You Must Also Follow the Second Tenet –
Learn to Be an Investor for the Long Term
Think about this. Imagine you work hard and aggressively set aside 20% of your earnings in cash for 30 years. After that Herculean effort, you’ve saved up… six years of income.
Not too impressive. Twenty percent is a high savings rate. But it won’t do squat to set you up for retirement if it sits in cash. If you don’t invest the money, it’s barely worth saving at all.
Why do you need to invest? Because real freedom comes from income. And income comes from invested savings.
“Investing” takes a lot of forms. Newsletter readers immediately associate the term with buying and selling stocks. And that is one common and effective form of investing. But the term applies to any activity that uses capital to create more capital…
If you own a small business, you can invest in advertising. Investing in education can build your skills and boost your income. Even investing time in learning on your own can help you get ahead.
Your car or a good set of boots aren’t investments, though people like to use the term. Owning a home is an investment, but a particularly illiquid one. But for many folks, the primary means of investment is through public markets – stocks and stock funds.
Lots of people let a variety of hurdles prevent them from being successful investors: the jargon, the account types, the fees, and the number of stocks and funds to choose from… It’s easy to put off getting your finances in order until next year.
Whereas starting to save is often a problem of priorities, learning to invest is a problem of inaction. You need to overcome that fear and inertia and get invested today.
The good news is, the simplest and most straightforward investing plans are ideal for beginners – especially when adjusted for fees and risk. Even if you lack a passion for learning about investing, you can still devise a simple plan out of three principles…
Invest in index funds: There are two types of funds. Actively managed funds have a portfolio manager who tries to find the best investments and beat the market. Index funds simply track the market.
Hiring high-priced experts may sound like a good idea. But it turns out, active managers are terrible. A 2017 study by Morningstar found that only one in five large-cap funds beat the market over the previous 10 years. Dozens of other studies have shown the same.
You don’t need funds with active – and expensive – management. Index funds perform better and cost less.
Avoid fees and taxes: One of the reasons index funds work better for individual investors than actively managed funds is the fees involved. Fees and taxes only take a little bit of your money at a time, but add up to tens or hundreds of thousands of dollars over the years.
Investment funds charge annual management fees. For expensive funds, this can be around 2% of the account value. But index funds can charge as little as 0.16%. Use cheap index and tax-advantaged accounts like 401(k)s and IRAs when you can.
Make consistent investments at regular intervals: We’ve all heard to “buy low, sell high.” But how do you know what’s low or high? Investors have a million ways of trying to answer that question. But one simple way to take the calculations out is to invest a consistent bit of money at regular intervals, like once a month or quarter.

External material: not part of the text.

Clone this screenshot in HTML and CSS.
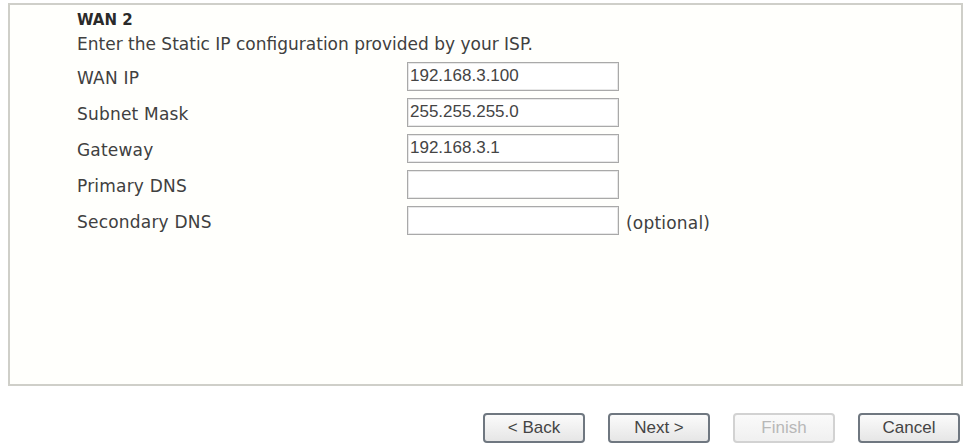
FILE: index.html
```html
<!DOCTYPE html>
<html>
<head>
<meta charset="utf-8">
<link rel="stylesheet" href="styles.css">
</head>
<body>
<div class="page">
  <div class="panel">
    <div class="title">WAN 2</div>
    <div class="intro">Enter the Static IP configuration provided by your ISP.</div>
    <div class="form">
      <div class="label">WAN IP</div>
      <div class="field"><input class="ip" type="text" value="192.168.3.100"></div>
      <div class="label">Subnet Mask</div>
      <div class="field"><input class="ip" type="text" value="255.255.255.0"></div>
      <div class="label">Gateway</div>
      <div class="field"><input class="ip" type="text" value="192.168.3.1"></div>
      <div class="label">Primary DNS</div>
      <div class="field"><input class="ip" type="text" value=""></div>
      <div class="label">Secondary DNS</div>
      <div class="field"><input class="ip" type="text" value=""><span class="note">(optional)</span></div>
    </div>
  </div>
  <div class="buttons">
    <button class="btn">&lt; Back</button>
    <button class="btn">Next &gt;</button>
    <button class="btn disabled" disabled>Finish</button>
    <button class="btn">Cancel</button>
  </div>
</div>
</body>
</html>
```
FILE: styles.css
```css
html, body {
  margin: 0;
  padding: 0;
  background: #ffffff;
}
.page {
  width: 965px;
  height: 448px;
  padding-top: 3px;
  box-sizing: border-box;
  font-family: "DejaVu Sans", Verdana, sans-serif;
  color: #404040;
}
.panel {
  margin-left: 8px;
  width: 955px;
  height: 383px;
  box-sizing: border-box;
  border: 2px solid #cfcfc9;
  background: #fffffc;
  padding: 5px 0 0 67px;
}
.title {
  font-family: Tahoma, "DejaVu Sans", sans-serif;
  font-weight: bold;
  font-size: 15px;
  line-height: 20px;
  color: #2a2a2a;
}
.intro {
  font-size: 17px;
  line-height: 28px;
}
.form {
  display: grid;
  grid-template-columns: 330px auto;
  grid-auto-rows: 36px;
  align-items: center;
}
.label {
  font-size: 17px;
  letter-spacing: 0.2px;
  padding-top: 3px;
}
.field {
  display: flex;
  align-items: center;
}
.ip {
  width: 212px;
  height: 29px;
  box-sizing: border-box;
  border: 1px solid #a9a9a9;
  box-shadow: inset 0 0 0 1px #e8e8e8;
  padding: 0 2px;
  margin: 0;
  font-family: "Liberation Sans", Arial, sans-serif;
  font-size: 17px;
  color: #444;
  background: #fff;
}
.note {
  margin-left: 7px;
  font-size: 17px;
  letter-spacing: 0.2px;
  position: relative;
  top: 3px;
}
.buttons {
  display: flex;
  justify-content: flex-end;
  gap: 23px;
  padding: 27px 5px 0 0;
}
.btn {
  width: 102px;
  height: 30px;
  border: 2px solid #6f7780;
  border-radius: 4px;
  background: linear-gradient(#fbfbfb, #e6e6e6);
  font-family: "Liberation Sans", Arial, sans-serif;
  font-size: 17px;
  color: #444;
  padding: 0;
}
.btn.disabled {
  border-color: #d2d2d2;
  color: #b8b8b8;
  background: linear-gradient(#fafafa, #f0f0f0);
}
```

As a result, you’ll necessarily buy more shares of a stock when markets are cheaper and fewer shares when markets are more expensive. Taking the calculations out by keeping your investments consistent lets the costs average out, which practically forces buy-low-sell-high success.
The entire concept of building wealth and freedom requires that you earn a return on your savings. Outside of a lottery prize or other financial windfall, a working individual can’t merely save enough to become free.
And if your spending comes out of your savings, you’ll never enjoy it. It’s only when you hit the crossover point when the income you generate can cover your spending that you can truly enjoy the freedom that wealth can bring. But folks who invest too aggressively run the risk of undoing all their good work.
That’s Why You Must Follow the
Third Tenet – Obsess About Risk
Many people who get started investing focus on the possibility of big returns. They’re drawn to the chance (however remote) of doubling or tripling their money in a short amount of time. I could rattle off dozens of investments with the potential for a high return right now. Some readers would gobble them up.
But most successful investors pay far more attention to the other half of the risk-reward ratio… Return means nothing without considering risk.
It can take a lot of effort to save up $2,000 or $5,000. When you take big risks, you can wipe it all out in a flash. Risks lead to losses. Losses lead you to question the wisdom of saving and investing. You need to avoid risk by investing in high-quality stocks. But more important are the concepts of diversification and asset allocation. Here’s why:
Diversify: You should never put more than 4%-5% of your portfolio into a single stock. When you invest in a basket of stocks with big upside, only a few need to go right to boost your returns. Likewise, if one stock falls quickly, your losses will be smaller. (Positions in funds can be larger because each share represents partial ownership of multiple stocks. It’s another good reason to own index funds. They provide automatic diversification.)
As the stocks you invest in get riskier and more expensive, you should put a smaller percentage of your capital into them.
Having a diversified portfolio means you’re not going to double it in one year – but it means it won’t get cut in half, either.
Asset allocation: You also need to diversify across asset classes. Stocks, bonds, real estate, gold, and other investments move in different directions and are influenced by different economic factors. By holding multiple asset classes, you reduce your risk and increase the return you get per “unit” of risk you take on.
When you obsess about your risk, and not your return, you end up with a strategy that works over the long haul.
Now, it’s important to find the perfect harmony here…
Why don’t most folks get rich? Because they don’t follow all three of these tenets at once.
As we pointed out, savings without investment don’t grow – and worse, they’ll get eaten away by inflation.
However, if you try to invest but save only a little, your balance will look too puny to keep you excited about it. And if you still love to spend, you’ll soon find yourself tapping into your brokerage account. Finally, losing money will obviously wipe out your savings. But it may also discourage you from investing.